Light Wave

U.S. News

The Woman Who Supplied Matthew Perry’s Fatal Dose Gets 15 Years

By Erica Coleman · May 7, 2026

In August 2019, a woman named Jasveen Sangha sold ketamine to a customer named Cody McLaury. McLaury died from an overdose hours later. His sister texted Sangha to tell her. Sangha kept selling.

Four years later, in October 2023, the ketamine Sangha supplied killed Matthew Perry.

On April 8, 2026, a federal judge sentenced Sangha to 15 years in federal prison — exactly what prosecutors had asked for, and 180 months more than Sangha’s defense team had sought. Her attorneys had asked for time served, arguing she had shown rehabilitation and remorse. The judge was not persuaded.

Sangha, 42, was known to her drug customers as the “Ketamine Queen.” She ran a distribution operation out of her North Hollywood apartment, stockpiling and selling ketamine, cocaine, counterfeit Xanax, methamphetamine, and other substances since at least 2019. Law enforcement found nearly 80 vials of liquid ketamine during a search of her home in March 2024.

Her role in Perry’s death was specific and documented. In October 2023, she worked with a dealer named Erik Fleming to supply Perry with 51 vials of ketamine — delivered to Kenneth Iwamasa, Perry’s live-in personal assistant, who repeatedly injected Perry with the drug in the days leading up to his death. On October 28, 2023, Iwamasa injected Perry at least three times. Perry was found dead in his hot tub that evening. He was 54.

The moment Sangha learned Perry had died did not slow her operation. It produced a text message. She called Fleming on Signal — an encrypted messaging app — and told him: “Delete all our messages.”

Fleming pleaded guilty in August 2024 to conspiracy to distribute ketamine resulting in death. Iwamasa also pleaded guilty and cooperated with prosecutors. Sangha initially fought the charges, then pleaded guilty in September 2025 to five federal counts: maintaining a drug-involved premises, one count of distribution resulting in death, and three counts of ketamine distribution. She faced a maximum of 65 years.

In her remarks to the court at sentencing, Sangha lamented her “poor choices” and “horrible decisions that ultimately proved tragic”. “I pray for forgiveness every day,” she said. “Thank you for giving me the harshest reality check of my life.”

Prosecutors were not moved by the contrition.
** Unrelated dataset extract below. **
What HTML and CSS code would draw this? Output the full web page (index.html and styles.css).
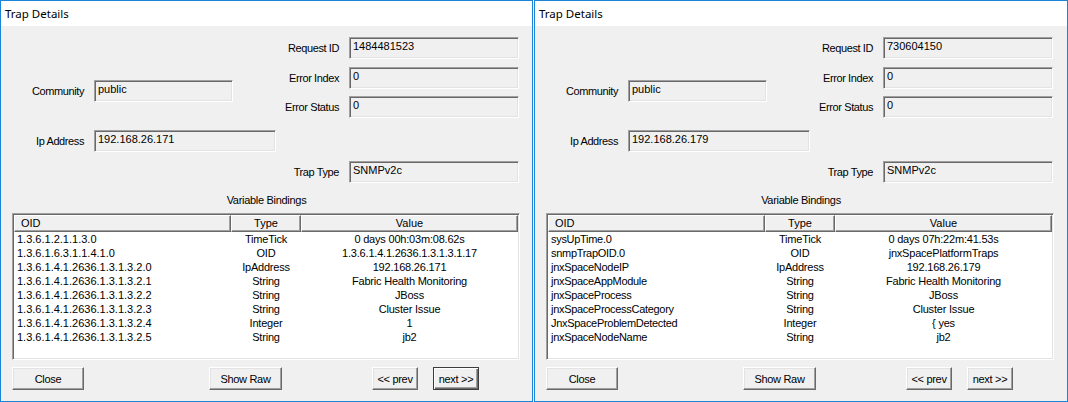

In their sentencing memorandum, they noted that Sangha “had the opportunity to stop after realizing the impact of her dealing — but simply chose not to.” She knew McLaury had died from her product. She knew the risks. She kept selling anyway. “She chose profits over people,” prosecutors wrote, “and her actions have caused immense pain to the victims’ families and loved ones.”

Perry’s mother, Suzanne Morrison, and stepfather Keith Morrison walked into the courtroom together for the sentencing hearing. The “Friends” actor died more than two years ago. The last of the five people charged in connection with his death is now in federal prison.